Aus der Druckschrift D1 ist ein Stent bekannt, der durch an den Spitzen verbundene Mäanderbahnen gebildet wird (Abbildungen 1 bis 3). Aber im Gegensatz zur Erfindung sind dort nicht die einander zugewandten Spitzen miteinander verbunden. Die in D1 gewählte Lösung (vgl. Abbildung 3) besteht darin, daß die zwei nebeneinanderliegenden Mäanderbahnen gegenüberliegenden Spitzen durch in Achsrichtung versetzte Verbindungsstücke 31, 33, 35 verbunden sind. In anderen Worten bilden die Verbindungsstücke die großen Diagonalen der Rauten, während diese Rauten in der Erfindung nicht vorhanden sind (vgl. Abbildung 2 des Patents). Das Dokument D1 offenbart daher nicht die beanspruchte Struktur und strebt auch keine größere Längsflexibilität an. Die diagonalen Verbindungen tragen im Gegenteil dazu bei, diese Flexibilität zu verringern, indem sie die Steifheit der gesamten Struktur erhöhen.

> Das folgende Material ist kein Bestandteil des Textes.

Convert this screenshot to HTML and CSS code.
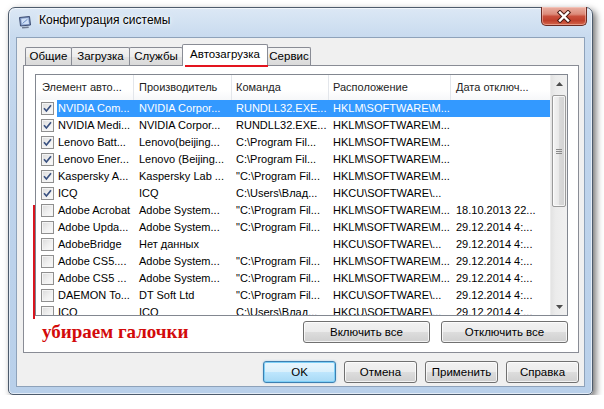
FILE: index.html
```html
<!DOCTYPE html>
<html lang="ru">
<head>
<meta charset="utf-8">
<title>Конфигурация системы</title>
<link rel="stylesheet" href="styles.css">
</head>
<body>
<div class="window">
  <div class="titlebar">
    <svg class="app-icon" width="14" height="14" viewBox="0 0 14 14">
      <path d="M1.5 2.5 L11.5 1.5 L12.5 10 L2.5 11 Z" fill="#7f98c6" stroke="#3d4d72"/>
      <path d="M3.2 3.8 L10.3 3.1 L11 8.9 L3.9 9.6 Z" fill="#cfe0f7"/>
      <path d="M4.5 8.5 L9.5 4.2" stroke="#6d8fc6" stroke-width="1"/>
      <path d="M4 12 L10.5 11.4 L10.8 13 L4.2 13.5 Z" fill="#6f7c92"/>
    </svg>
    <span class="title">Конфигурация системы</span>
    <div class="close">
      <svg width="16" height="13" viewBox="0 0 16 13">
        <path d="M4 2.5 L12 10.5 M12 2.5 L4 10.5" stroke="#4a1a14" stroke-width="4.4" stroke-linecap="square"/>
        <path d="M4 2.5 L12 10.5 M12 2.5 L4 10.5" stroke="#ffffff" stroke-width="2.4" stroke-linecap="square"/>
      </svg>
    </div>
  </div>

  <div class="client">
    <div class="tabs">
      <div class="tab t1">Общие</div>
      <div class="tab t2">Загрузка</div>
      <div class="tab t3">Службы</div>
      <div class="tab t4 active">Автозагрузка</div>
      <div class="tab t5">Сервис</div>
    </div>

    <div class="panel">
      <div class="list">
        <div class="list-main">
          <div class="header">
            <div class="hc h1">Элемент авто...</div>
            <div class="hc h2">Производитель</div>
            <div class="hc h3">Команда</div>
            <div class="hc h4">Расположение</div>
            <div class="hc h5">Дата отключ...</div>
          </div>
          <div class="rows">
            <div class="row selected">
              <span class="cb"><svg width="13" height="13" viewBox="0 0 13 13"><path d="M3 6.3 L5.4 9 L10 3.3" fill="none" stroke="#3a5180" stroke-width="1.7"/></svg></span>
              <div class="cells"><span class="c c1">NVIDIA Com...</span><span class="c c2">NVIDIA Corpor...</span><span class="c c3">RUNDLL32.EXE...</span><span class="c c4">HKLM\SOFTWARE\M...</span><span class="c c5"></span></div>
            </div>
            <div class="row">
              <span class="cb"><svg width="13" height="13" viewBox="0 0 13 13"><path d="M3 6.3 L5.4 9 L10 3.3" fill="none" stroke="#3a5180" stroke-width="1.7"/></svg></span>
              <div class="cells"><span class="c c1">NVIDIA Medi...</span><span class="c c2">NVIDIA Corpor...</span><span class="c c3">RUNDLL32.EXE...</span><span class="c c4">HKLM\SOFTWARE\M...</span><span class="c c5"></span></div>
            </div>
            <div class="row">
              <span class="cb"><svg width="13" height="13" viewBox="0 0 13 13"><path d="M3 6.3 L5.4 9 L10 3.3" fill="none" stroke="#3a5180" stroke-width="1.7"/></svg></span>
              <div class="cells"><span class="c c1">Lenovo Batt...</span><span class="c c2">Lenovo(beijing...</span><span class="c c3">C:\Program Fil...</span><span class="c c4">HKLM\SOFTWARE\M...</span><span class="c c5"></span></div>
            </div>
            <div class="row">
              <span class="cb"><svg width="13" height="13" viewBox="0 0 13 13"><path d="M3 6.3 L5.4 9 L10 3.3" fill="none" stroke="#3a5180" stroke-width="1.7"/></svg></span>
              <div class="cells"><span class="c c1">Lenovo Ener...</span><span class="c c2">Lenovo (Beijing...</span><span class="c c3">C:\Program Fil...</span><span class="c c4">HKLM\SOFTWARE\M...</span><span class="c c5"></span></div>
            </div>
            <div class="row">
              <span class="cb"><svg width="13" height="13" viewBox="0 0 13 13"><path d="M3 6.3 L5.4 9 L10 3.3" fill="none" stroke="#3a5180" stroke-width="1.7"/></svg></span>
              <div class="cells"><span class="c c1">Kaspersky A...</span><span class="c c2">Kaspersky Lab ...</span><span class="c c3">"C:\Program Fil...</span><span class="c c4">HKLM\SOFTWARE\M...</span><span class="c c5"></span></div>
            </div>
            <div class="row">
              <span class="cb"><svg width="13" height="13" viewBox="0 0 13 13"><path d="M3 6.3 L5.4 9 L10 3.3" fill="none" stroke="#3a5180" stroke-width="1.7"/></svg></span>
              <div class="cells"><span class="c c1">ICQ</span><span class="c c2">ICQ</span><span class="c c3">C:\Users\Влад...</span><span class="c c4">HKCU\SOFTWARE\...</span><span class="c c5"></span></div>
            </div>
            <div class="row">
              <span class="cb"></span>
              <div class="cells"><span class="c c1">Adobe Acrobat</span><span class="c c2">Adobe System...</span><span class="c c3">"C:\Program Fil...</span><span class="c c4">HKLM\SOFTWARE\M...</span><span class="c c5">18.10.2013 22...</span></div>
            </div>
            <div class="row">
              <span class="cb"></span>
              <div class="cells"><span class="c c1">Adobe Upda...</span><span class="c c2">Adobe System...</span><span class="c c3">"C:\Program Fil...</span><span class="c c4">HKLM\SOFTWARE\M...</span><span class="c c5">29.12.2014 4:...</span></div>
            </div>
            <div class="row">
              <span class="cb"></span>
              <div class="cells"><span class="c c1">AdobeBridge</span><span class="c c2">Нет данных</span><span class="c c3"></span><span class="c c4">HKCU\SOFTWARE\...</span><span class="c c5">29.12.2014 4:...</span></div>
            </div>
            <div class="row">
              <span class="cb"></span>
              <div class="cells"><span class="c c1">Adobe CS5....</span><span class="c c2">Adobe System...</span><span class="c c3">"C:\Program Fil...</span><span class="c c4">HKLM\SOFTWARE\M...</span><span class="c c5">29.12.2014 4:...</span></div>
            </div>
            <div class="row">
              <span class="cb"></span>
              <div class="cells"><span class="c c1">Adobe CS5 ...</span><span class="c c2">Adobe System...</span><span class="c c3">"C:\Program Fil...</span><span class="c c4">HKLM\SOFTWARE\M...</span><span class="c c5">29.12.2014 4:...</span></div>
            </div>
            <div class="row">
              <span class="cb"></span>
              <div class="cells"><span class="c c1">DAEMON To...</span><span class="c c2">DT Soft Ltd</span><span class="c c3">"C:\Program Fil...</span><span class="c c4">HKCU\SOFTWARE\...</span><span class="c c5">29.12.2014 4:...</span></div>
            </div>
            <div class="row">
              <span class="cb"></span>
              <div class="cells"><span class="c c1">ICQ</span><span class="c c2">ICQ</span><span class="c c3">C:\Users\Влад...</span><span class="c c4">HKCU\SOFTWARE\...</span><span class="c c5">29.12.2014 4:...</span></div>
            </div>
          </div>
        </div>
        <div class="vscroll">
          <div class="sb-btn"><svg width="7" height="4" viewBox="0 0 7 4"><path d="M0 4 L3.5 0 L7 4 Z" fill="#4d4d4d"/></svg></div>
          <div class="sb-track"><div class="sb-thumb"><span class="grip"></span></div></div>
          <div class="sb-btn"><svg width="7" height="4" viewBox="0 0 7 4"><path d="M0 0 L3.5 4 L7 0 Z" fill="#4d4d4d"/></svg></div>
        </div>
      </div>

      <div class="actions">
        <span class="note">убираем галочки</span>
        <button class="btn wide">Включить все</button>
        <button class="btn wide">Отключить все</button>
      </div>
    </div>

    <div class="dialog-buttons">
      <button class="btn default">OK</button>
      <button class="btn">Отмена</button>
      <button class="btn">Применить</button>
      <button class="btn">Справка</button>
    </div>
  </div>

  <div class="mark-tab"></div>
  <div class="mark-line"></div>
</div>
</body>
</html>
```

FILE: styles.css
```css
* { box-sizing: border-box; }

body {
  margin: 0;
  background: #ffffff;
  font-family: "Liberation Sans", Arial, sans-serif;
  font-size: 11px;
  color: #000;
}

.window {
  position: relative;
  margin: 7px 0 0 8px;
  width: 585px;
  height: 388px;
  border: 1px solid #4d5b6c;
  border-radius: 7px 7px 5px 5px;
  background: linear-gradient(to bottom, #dce8f5 0, #c9dbef 28px, #bfd4ec 120px, #b9d0ea 100%);
  box-shadow: 3px 3px 7px rgba(0, 0, 0, .55), inset 0 0 0 1px rgba(255, 255, 255, .6);
  display: flex;
  flex-direction: column;
}

.titlebar {
  height: 29px;
  display: flex;
  align-items: flex-start;
  padding-left: 9px;
}

.app-icon {
  margin-top: 7px;
  flex: none;
}

.title {
  margin-left: 7px;
  margin-top: 5px;
  line-height: 15px;
  font-size: 12px;
  text-shadow: 0 0 6px #fff, 0 0 3px #fff;
}

.close {
  margin-left: auto;
  margin-right: 5px;
  margin-top: -1px;
  width: 46px;
  height: 19px;
  border: 1px solid #6a2a22;
  border-top: none;
  border-radius: 0 0 5px 5px;
  background: linear-gradient(to bottom, #eab0a3 0, #dc8a79 40%, #c94f3c 52%, #c0402c 75%, #d4664a 100%);
  box-shadow: inset 0 0 0 1px rgba(255, 220, 210, .45);
  display: flex;
  align-items: center;
  justify-content: center;
}

.client {
  margin: 0 7px 7px 7px;
  flex: 1;
  background: #f0f0f0;
  border: 1px solid #8ea2ba;
  padding: 6px 5px 0 6px;
  display: flex;
  flex-direction: column;
}

/* Tabs */
.tabs {
  display: flex;
  align-items: flex-end;
  height: 21px;
  padding-left: 2px;
}

.tab {
  height: 18px;
  border: 1px solid #898c95;
  border-bottom: none;
  border-radius: 2px 2px 0 0;
  background: linear-gradient(to bottom, #f4f4f4 0, #ececec 50%, #e2e2e2 51%, #dadada 100%);
  font-size: 11.5px;
  line-height: 17px;
  text-align: center;
  white-space: nowrap;
  margin-left: -1px;
}
.t1 { width: 47px; margin-left: 0; }
.t2 { width: 59px; }
.t3 { width: 54px; }
.t4 { width: 86px; }
.t5 { width: 44px; }

.tab.active {
  position: relative;
  z-index: 2;
  height: 22px;
  margin-bottom: -1px;
  background: #ffffff;
  line-height: 18px;
}

/* Panel */
.panel {
  height: 288px;
  border: 1px solid #898c95;
  background: #ffffff;
  padding: 8px 0 0 11px;
}

.list {
  width: 533px;
  height: 242px;
  border: 1px solid #828790;
  display: flex;
}

.list-main {
  width: 514px;
  overflow: hidden;
  display: flex;
  flex-direction: column;
}

.header {
  display: flex;
  height: 25px;
  flex: none;
  background: linear-gradient(to bottom, #ffffff 0, #ffffff 60%, #f6f7f9 100%);
}

.hc {
  height: 25px;
  line-height: 25px;
  border-right: 1px solid #e3e6eb;
  white-space: nowrap;
  overflow: hidden;
  font-size: 11px;
  color: #1e1e1e;
}
.h1 { width: 98px; padding-left: 6px; }
.h2 { width: 98px; padding-left: 5px; }
.h3 { width: 97px; padding-left: 4px; }
.h4 { width: 122px; padding-left: 4px; }
.h5 { flex: 1; padding-left: 5px; border-right: none; }

.rows {
  flex: 1;
  overflow: hidden;
}

.row {
  display: flex;
  height: 17px;
  align-items: center;
}

.cb {
  width: 13px;
  height: 13px;
  margin: 0 3px 0 5px;
  border: 1px solid #8f8f8f;
  background: linear-gradient(135deg, #dadada 0, #f0f0f0 55%, #fbfbfb 100%);
  box-shadow: inset 0 0 0 1px #f4f4f4;
  flex: none;
  display: flex;
  align-items: center;
  justify-content: center;
}
.cb svg { margin: -1px; flex: none; }

.cells {
  flex: 1;
  display: flex;
  height: 17px;
  line-height: 17px;
}
.row.selected .cells {
  background: #3399ff;
  color: #ffffff;
}

.c {
  white-space: nowrap;
  overflow: hidden;
}
.c1 { width: 77px; padding-left: 1px; }
.c2 { width: 98px; padding-left: 5px; }
.c3 { width: 97px; padding-left: 4px; }
.c4 { width: 122px; padding-left: 4px; }
.c5 { flex: 1; padding-left: 5px; }

/* Scrollbar */
.vscroll {
  width: 17px;
  display: flex;
  flex-direction: column;
  background: linear-gradient(to right, #e3e3e3 0, #ececec 30%, #f0f0f0 100%);
  border-left: 1px solid #ececec;
}

.sb-btn {
  height: 17px;
  flex: none;
  display: flex;
  align-items: center;
  justify-content: center;
}

.sb-track {
  flex: 1;
  padding: 3px 1px 0 1px;
}

.sb-thumb {
  height: 112px;
  border: 1px solid #9a9a9a;
  border-radius: 2px;
  background: linear-gradient(to right, #f4f4f4 0, #e8e8e8 50%, #dadada 51%, #d2d2d2 100%);
  box-shadow: inset 0 0 0 1px rgba(255, 255, 255, .7);
  display: flex;
  align-items: center;
  justify-content: center;
}

.grip {
  width: 6px;
  height: 5px;
  background: repeating-linear-gradient(to bottom, #8a8a8a 0, #8a8a8a 1px, transparent 1px, transparent 2px);
}

/* Action row inside panel */
.actions {
  width: 533px;
  height: 22px;
  margin-top: 5px;
  display: flex;
  align-items: center;
  gap: 11px;
}

.note {
  padding-left: 7px;
  margin-top: -1px;
  font-family: "Liberation Serif", "Times New Roman", serif;
  font-weight: bold;
  font-size: 19px;
  color: #d30a0a;
  white-space: nowrap;
}

.btn {
  font-family: "Liberation Sans", Arial, sans-serif;
  font-size: 11.5px;
  color: #000;
  height: 22px;
  width: 73px;
  padding: 0;
  border: 1px solid #707070;
  border-radius: 3px;
  background: linear-gradient(to bottom, #f2f2f2 0, #ebebeb 50%, #dddddd 51%, #cfcfcf 100%);
  box-shadow: inset 0 0 0 1px rgba(255, 255, 255, .75);
}
.btn.wide { width: 127px; }
.actions .btn.wide:first-of-type { margin-left: auto; }

.btn.default {
  border-color: #3c7fb1;
  background: linear-gradient(to bottom, #eaf6fd 0, #d9f0fc 50%, #bee6fd 51%, #a7d9f5 100%);
  box-shadow: inset 0 0 0 1px #7ed0f7, 0 0 2px rgba(80, 170, 230, .5);
}

.dialog-buttons {
  margin-top: 8px;
  display: flex;
  justify-content: flex-end;
  gap: 8px;
}

/* Red annotations drawn over the dialog */
.mark-tab {
  position: absolute;
  left: 176px;
  top: 57px;
  width: 83px;
  height: 2px;
  background: #e3141e;
  z-index: 5;
}

.mark-line {
  position: absolute;
  left: 24px;
  top: 197px;
  width: 2px;
  height: 114px;
  background: #d8141e;
  z-index: 5;
}
```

4.4. Aus dem bisher Gesagten ergibt sich, daß der Gegenstand des Anspruchs 1 durch den angezogenen Stand der Technik weder offenbart noch nahegelegt wird. Daher beruht er auf einer erfinderischen Tätigkeit im Sinne des Artikels 56 EPÜ, so daß das Patent in dieser Fassung aufrechterhalten werden kann.
ENTSCHEIDUNGSFORMEL
Aus diesen Gründen wird entschieden:
Die Beschwerde sowohl der Patentinhaberin als auch der Einsprechenden wird zurückgewiesen mit der Folge, daß das Ergebnis der angefochtenen Entscheidung Bestand hat.